Why Biofilms Make Diabetic Foot Ulcers Hard to Treat
Touro Researchers Describe the Role of Biofilms in Foot Ulcers and Novel Anti-Biofilm Strategies to Speed Recovery
Foot ulcers in people with diabetes are a growing problem across the world, with an estimated 26 million new cases annually. Yet, treatments often fail, and the ulcers often lead to serious complications and even amputation. Treatments fail largely because the wounds are “protected” by biofilms that make them less penetrable by antibiotics.

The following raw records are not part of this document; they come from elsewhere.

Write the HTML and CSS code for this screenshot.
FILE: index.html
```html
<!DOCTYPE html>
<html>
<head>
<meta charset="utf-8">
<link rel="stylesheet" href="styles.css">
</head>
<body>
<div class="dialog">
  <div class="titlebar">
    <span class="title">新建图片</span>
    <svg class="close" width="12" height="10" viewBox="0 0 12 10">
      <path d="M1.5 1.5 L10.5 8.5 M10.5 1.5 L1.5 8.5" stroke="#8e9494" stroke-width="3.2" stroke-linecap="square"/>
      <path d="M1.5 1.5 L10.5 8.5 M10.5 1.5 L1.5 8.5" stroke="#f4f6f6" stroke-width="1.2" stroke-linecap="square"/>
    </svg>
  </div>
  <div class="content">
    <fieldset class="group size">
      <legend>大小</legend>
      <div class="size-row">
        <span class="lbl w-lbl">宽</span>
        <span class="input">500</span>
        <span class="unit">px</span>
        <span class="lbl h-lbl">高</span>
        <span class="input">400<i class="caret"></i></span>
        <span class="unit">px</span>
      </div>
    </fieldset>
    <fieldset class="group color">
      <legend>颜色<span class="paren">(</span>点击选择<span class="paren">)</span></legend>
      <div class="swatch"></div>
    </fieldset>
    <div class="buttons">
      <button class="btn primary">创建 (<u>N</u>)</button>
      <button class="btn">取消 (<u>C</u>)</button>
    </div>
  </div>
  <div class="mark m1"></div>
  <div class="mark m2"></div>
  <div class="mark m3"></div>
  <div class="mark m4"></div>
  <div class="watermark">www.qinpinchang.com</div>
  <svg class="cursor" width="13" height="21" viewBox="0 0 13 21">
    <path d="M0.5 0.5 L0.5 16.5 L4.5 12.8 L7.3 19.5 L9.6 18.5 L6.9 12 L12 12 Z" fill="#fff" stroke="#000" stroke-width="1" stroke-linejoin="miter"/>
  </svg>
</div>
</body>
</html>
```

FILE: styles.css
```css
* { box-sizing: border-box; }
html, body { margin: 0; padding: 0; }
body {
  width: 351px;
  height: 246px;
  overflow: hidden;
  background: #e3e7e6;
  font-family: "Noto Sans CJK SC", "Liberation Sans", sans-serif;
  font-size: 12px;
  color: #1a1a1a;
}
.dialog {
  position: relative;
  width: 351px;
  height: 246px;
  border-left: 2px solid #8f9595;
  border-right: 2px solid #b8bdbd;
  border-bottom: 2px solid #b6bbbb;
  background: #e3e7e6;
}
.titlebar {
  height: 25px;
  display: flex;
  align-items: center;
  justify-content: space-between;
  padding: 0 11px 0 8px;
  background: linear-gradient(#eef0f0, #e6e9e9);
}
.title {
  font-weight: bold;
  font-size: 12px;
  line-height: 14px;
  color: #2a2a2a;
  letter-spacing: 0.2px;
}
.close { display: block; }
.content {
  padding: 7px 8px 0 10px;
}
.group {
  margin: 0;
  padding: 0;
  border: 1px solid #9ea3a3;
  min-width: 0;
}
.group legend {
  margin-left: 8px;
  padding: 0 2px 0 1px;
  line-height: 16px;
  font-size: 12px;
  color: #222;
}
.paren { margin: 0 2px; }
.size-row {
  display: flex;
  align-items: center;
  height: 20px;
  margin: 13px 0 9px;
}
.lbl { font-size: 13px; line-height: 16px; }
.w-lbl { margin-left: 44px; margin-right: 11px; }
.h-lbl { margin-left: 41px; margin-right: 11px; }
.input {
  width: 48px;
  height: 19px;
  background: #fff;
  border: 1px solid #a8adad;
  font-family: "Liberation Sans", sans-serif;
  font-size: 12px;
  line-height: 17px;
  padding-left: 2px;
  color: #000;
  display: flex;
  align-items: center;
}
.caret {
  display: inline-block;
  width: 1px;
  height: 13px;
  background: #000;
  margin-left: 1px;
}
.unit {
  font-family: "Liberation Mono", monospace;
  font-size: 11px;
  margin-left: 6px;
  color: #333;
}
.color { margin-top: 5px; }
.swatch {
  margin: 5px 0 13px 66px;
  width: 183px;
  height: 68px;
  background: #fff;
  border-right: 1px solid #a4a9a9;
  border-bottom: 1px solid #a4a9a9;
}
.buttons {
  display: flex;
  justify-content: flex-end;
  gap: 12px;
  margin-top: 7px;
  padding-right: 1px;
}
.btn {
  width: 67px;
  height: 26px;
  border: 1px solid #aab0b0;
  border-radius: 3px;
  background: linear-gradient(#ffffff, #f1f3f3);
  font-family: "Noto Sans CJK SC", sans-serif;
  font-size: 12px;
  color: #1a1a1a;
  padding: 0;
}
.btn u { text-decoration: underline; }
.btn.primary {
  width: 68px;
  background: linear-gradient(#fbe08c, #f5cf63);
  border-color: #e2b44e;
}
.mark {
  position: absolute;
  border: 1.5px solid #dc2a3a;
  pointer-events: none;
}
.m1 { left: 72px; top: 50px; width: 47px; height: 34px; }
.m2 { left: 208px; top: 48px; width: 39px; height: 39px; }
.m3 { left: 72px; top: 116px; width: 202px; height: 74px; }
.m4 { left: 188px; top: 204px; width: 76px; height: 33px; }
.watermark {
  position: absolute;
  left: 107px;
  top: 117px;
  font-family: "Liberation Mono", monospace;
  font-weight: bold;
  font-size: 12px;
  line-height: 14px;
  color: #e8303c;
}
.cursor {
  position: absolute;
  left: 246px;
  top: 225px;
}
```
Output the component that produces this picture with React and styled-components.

Researchers at Touro’s New York College of Podiatric Medicine (NYCPM) and the Touro College of Osteopathic Medicine recently published a review of biofilms in diabetic foot ulcers (DFUs), current treatment protocols, and novel therapies that may more effectively treat them. The review was published in the journal Acta Microbiologica Hellenica.
“We took on this research because biofilms are under-recognized but central to diabetic foot ulcer development and to treatment failure,” says Paramita Basu, PhD, MS, associate professor and director of Infectious Diseases at NYCPM.
“Biofilms are slimy layers made by bacteria that stick to wounds, surfaces, or devices,” explains Dr. Basu. “They’re like a protective layered ‘house’ that bacteria build using sugars and proteins.”
People with diabetes often have high blood sugar levels, which creates an ideal environment for the growth of bacteria, specifically Pseudomonas aeruginosa and Staphylococcus aureus. These bacteria produce toxins and other substances that form biofilms, which help them hide from antibiotics and the immune system.
“They’re very common in chronic infections, especially in wounds that don’t heal well, like diabetic foot ulcers,” says Dr. Basu. Almost every diabetic foot ulcer (DFU) has a biofilm.
The comprehensive review describes the mechanisms of biofilm formation, and how they create such an antibiotic-resistant armor. Based on a literature review, they found that a tougher biofilm was associated with more severe DFU, poorer outcomes, and greater risk of amputation.
Understanding these mechanisms and the bacteria that are involved in biofilms can help guide antibiotic treatment as well as the development of new targeted treatments, says Dr. Basu. For instance, most biofilms have multiple bacteria that need to be targeted with multiple antibiotics.
They also reviewed the effectiveness of other commonly used therapies, like debridement, in which dying or dead tissue around the wound is removed using a scalpel or a jet spray of water.
In addition to current treatments, they also described novel therapies that attack the biofilm, such as antibiotic peptides, the use of placental-derived materials and human umbilical cord grafts, photodynamic therapy, nanomaterials, phage therapy (using viruses that infect and kill bacteria), and other innovative approaches.
The authors concluded that the main goal in treating chronic DFUs is to target the biofilms, as their formation significantly delays wound healing. This typically requires a multidisciplinary approach, that includes strict adherence to appropriate antibiotics, often with surgical removal of dying tissue, and the use of additional novel approaches.
“We hope to encourage research and clinical adoption of newer anti-biofilm strategies,” says Dr. Basu, who stressed the importance of targeted, pathogen-specific therapies.
As for preventing DFUs, the authors emphasized that blood sugar control is key to prevention and to healing. Likewise, early attention to foot injuries may prevent ulcers from escalating.